White House Gets Rare Reprieve From Marquee Macro Mood Poll

The Trump administration caught a rare break on the domestic economic sentiment front Friday, when the final read on America’s marquee macro mood gauge showed a meaningful uptick from the preliminary assessment released earlier in the month.

At 56.4, the University of Michigan headline rose 6.6% from December’s final reading, the largest month-to-month gain since the rebound from the “Liberation Day” debacle.

January’s gain was the second straight, but as the figure below reminds you, there’s a very long way to go before these readouts can be described as anything other than poor in an absolute sense.

The first estimate for this month’s headline print, you’re reminded, was 54, which barely registered as an advance.

“While the overall improvement was small, it was broad based, seen across the income distribution, educational attainment, older and younger consumers, and Republicans and Democrats alike,” survey director Joanne Hsu remarked, before quickly adding that sentiment’s still down more than 20% versus the same period a year ago, which is to say before Trump’s second term began.

If The White House wants to turn this around, Trump needs to convince voters he’s doing something to address the country’s cost-of-living crisis and I gotta tell you: I sympathize with his frustrations in that regard because he doesn’t have any viable short-term options to address a problem that didn’t start on his watch.

The overall price level reset sharply higher prior to Trump’s second term, and the only way prices are going to come down on an economy-wide basis on a compressed time frame is if there’s a deep recession. That’s not a strategy, especially not in a mid-term year. All the other solutions for mitigating high prices — e.g., real wage gains, more housing supply — involve longer time horizons.

It’s fair to say Trump’s not a student of history, so he likely has no conception of the extent to which he’s walking right into the authoritarian populist trap with threats of heavy-handed intervention in the price-setting process and desperate-sounding cash handout gimmicks. That’s straight from a playbook he doesn’t know he’s following, and (far) more often than not, it’s counterproductive — particularly when paired with unduly loose monetary policy.

In any case, the current conditions index in the Michigan release rose to 55.4 in the final read for this month, up from 52.4 as initially reported and more than five points off the record-low hit in November.

The expectations gauge was likewise marked up for January to 57 from an originally-tipped 55. That’s a six-month high.

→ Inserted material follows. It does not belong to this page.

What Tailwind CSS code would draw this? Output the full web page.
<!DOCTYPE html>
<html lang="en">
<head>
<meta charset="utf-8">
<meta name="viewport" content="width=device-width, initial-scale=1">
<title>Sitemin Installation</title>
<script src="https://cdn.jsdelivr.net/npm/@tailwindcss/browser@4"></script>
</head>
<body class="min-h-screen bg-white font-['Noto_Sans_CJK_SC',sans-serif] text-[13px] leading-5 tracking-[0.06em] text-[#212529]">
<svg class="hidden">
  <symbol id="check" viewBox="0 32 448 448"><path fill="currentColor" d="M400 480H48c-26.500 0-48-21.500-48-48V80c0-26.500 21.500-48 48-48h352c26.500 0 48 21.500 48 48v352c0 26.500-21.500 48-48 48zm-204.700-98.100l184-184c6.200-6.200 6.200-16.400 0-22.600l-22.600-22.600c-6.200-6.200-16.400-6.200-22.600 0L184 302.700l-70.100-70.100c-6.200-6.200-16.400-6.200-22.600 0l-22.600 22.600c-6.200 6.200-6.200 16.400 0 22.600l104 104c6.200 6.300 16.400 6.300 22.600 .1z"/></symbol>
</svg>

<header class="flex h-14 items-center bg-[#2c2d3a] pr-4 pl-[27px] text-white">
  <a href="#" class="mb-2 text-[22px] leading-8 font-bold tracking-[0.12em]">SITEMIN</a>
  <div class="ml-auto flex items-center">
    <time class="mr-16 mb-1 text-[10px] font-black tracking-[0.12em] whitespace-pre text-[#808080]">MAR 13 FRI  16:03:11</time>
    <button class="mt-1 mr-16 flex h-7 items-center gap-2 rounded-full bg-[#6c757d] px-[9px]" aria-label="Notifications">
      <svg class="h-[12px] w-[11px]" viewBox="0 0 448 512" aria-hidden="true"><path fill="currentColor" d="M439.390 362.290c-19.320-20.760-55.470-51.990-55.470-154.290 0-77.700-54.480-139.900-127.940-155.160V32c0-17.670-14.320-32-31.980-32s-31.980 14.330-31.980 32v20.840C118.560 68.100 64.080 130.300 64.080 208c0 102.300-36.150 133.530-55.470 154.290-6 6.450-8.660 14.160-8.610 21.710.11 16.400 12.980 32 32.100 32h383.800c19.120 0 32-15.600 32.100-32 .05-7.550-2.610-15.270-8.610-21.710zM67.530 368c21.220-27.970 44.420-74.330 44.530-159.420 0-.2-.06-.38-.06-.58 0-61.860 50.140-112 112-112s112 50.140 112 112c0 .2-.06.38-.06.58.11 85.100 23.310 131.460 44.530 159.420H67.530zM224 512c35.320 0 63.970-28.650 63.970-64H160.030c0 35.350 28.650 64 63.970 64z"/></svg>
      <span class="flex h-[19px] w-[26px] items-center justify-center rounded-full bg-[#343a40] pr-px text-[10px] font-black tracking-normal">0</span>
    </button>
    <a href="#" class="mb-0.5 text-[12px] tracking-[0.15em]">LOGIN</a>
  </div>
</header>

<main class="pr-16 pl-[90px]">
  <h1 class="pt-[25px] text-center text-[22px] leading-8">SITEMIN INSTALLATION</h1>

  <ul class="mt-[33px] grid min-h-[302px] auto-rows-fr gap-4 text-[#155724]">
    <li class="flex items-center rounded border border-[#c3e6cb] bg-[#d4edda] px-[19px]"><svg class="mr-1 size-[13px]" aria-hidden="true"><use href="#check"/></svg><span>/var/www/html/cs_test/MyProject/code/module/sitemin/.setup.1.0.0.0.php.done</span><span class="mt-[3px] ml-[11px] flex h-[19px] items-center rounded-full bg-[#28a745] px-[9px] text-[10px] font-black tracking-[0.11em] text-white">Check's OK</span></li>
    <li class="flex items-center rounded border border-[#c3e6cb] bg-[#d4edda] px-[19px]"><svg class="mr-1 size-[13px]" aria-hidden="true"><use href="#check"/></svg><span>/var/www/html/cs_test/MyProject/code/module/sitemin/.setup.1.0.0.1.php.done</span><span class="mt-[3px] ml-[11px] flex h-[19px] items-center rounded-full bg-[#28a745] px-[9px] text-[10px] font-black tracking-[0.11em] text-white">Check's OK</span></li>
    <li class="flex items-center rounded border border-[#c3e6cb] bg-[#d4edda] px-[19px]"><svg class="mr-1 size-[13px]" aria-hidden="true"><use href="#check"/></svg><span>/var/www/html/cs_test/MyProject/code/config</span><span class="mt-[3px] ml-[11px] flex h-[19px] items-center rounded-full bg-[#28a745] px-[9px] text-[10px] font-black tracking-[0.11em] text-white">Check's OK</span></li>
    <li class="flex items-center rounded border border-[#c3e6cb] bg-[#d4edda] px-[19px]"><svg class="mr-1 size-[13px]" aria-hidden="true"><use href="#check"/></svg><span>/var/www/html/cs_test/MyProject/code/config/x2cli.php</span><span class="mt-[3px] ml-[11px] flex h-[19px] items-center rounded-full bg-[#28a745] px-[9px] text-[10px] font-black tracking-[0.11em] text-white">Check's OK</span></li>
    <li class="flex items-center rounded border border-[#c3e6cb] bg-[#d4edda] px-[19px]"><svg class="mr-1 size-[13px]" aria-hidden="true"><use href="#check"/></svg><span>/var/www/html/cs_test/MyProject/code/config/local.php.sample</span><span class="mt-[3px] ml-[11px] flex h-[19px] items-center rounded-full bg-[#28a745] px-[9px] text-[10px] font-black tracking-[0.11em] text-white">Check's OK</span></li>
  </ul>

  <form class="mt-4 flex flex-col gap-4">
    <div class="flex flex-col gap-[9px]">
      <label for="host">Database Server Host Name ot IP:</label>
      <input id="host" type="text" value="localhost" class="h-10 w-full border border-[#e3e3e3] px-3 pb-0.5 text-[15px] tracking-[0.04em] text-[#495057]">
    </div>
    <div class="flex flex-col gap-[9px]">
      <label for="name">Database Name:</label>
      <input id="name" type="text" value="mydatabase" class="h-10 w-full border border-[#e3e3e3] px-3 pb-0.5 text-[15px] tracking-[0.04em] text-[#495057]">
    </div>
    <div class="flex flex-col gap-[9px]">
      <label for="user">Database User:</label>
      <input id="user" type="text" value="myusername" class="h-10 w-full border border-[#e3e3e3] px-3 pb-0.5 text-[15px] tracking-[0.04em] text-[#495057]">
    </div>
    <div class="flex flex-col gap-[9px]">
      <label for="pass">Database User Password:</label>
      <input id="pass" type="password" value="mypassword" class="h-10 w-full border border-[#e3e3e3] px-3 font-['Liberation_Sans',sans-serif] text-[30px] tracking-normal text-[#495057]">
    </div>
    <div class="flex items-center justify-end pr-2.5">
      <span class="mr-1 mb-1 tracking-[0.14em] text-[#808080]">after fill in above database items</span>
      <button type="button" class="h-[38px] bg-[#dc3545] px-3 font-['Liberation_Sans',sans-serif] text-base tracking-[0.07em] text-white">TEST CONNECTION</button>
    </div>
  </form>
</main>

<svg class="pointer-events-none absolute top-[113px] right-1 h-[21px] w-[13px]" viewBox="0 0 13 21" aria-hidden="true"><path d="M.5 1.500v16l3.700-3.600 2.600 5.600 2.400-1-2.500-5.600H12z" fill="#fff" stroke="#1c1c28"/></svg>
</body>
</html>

Notably, interviews for this month’s final sentiment release were concluded on January 19, two days after Trump’s Greenland tariff broadside. He recanted those tariffs on January 21, so it’s possible sentiment improved still further this week.

Still, and as Hsu went on to say, Americans remain vexed by “pressures on their purchasing power stemming from high prices and the prospect of weakening labor markets.” Other than the tariffs, consumers “do not appear to be connecting foreign developments to their views of the economy,” she added.

Thank God for that. Because the only thing more erratic and harrowing than Trump’s domestic agenda is his foreign policy.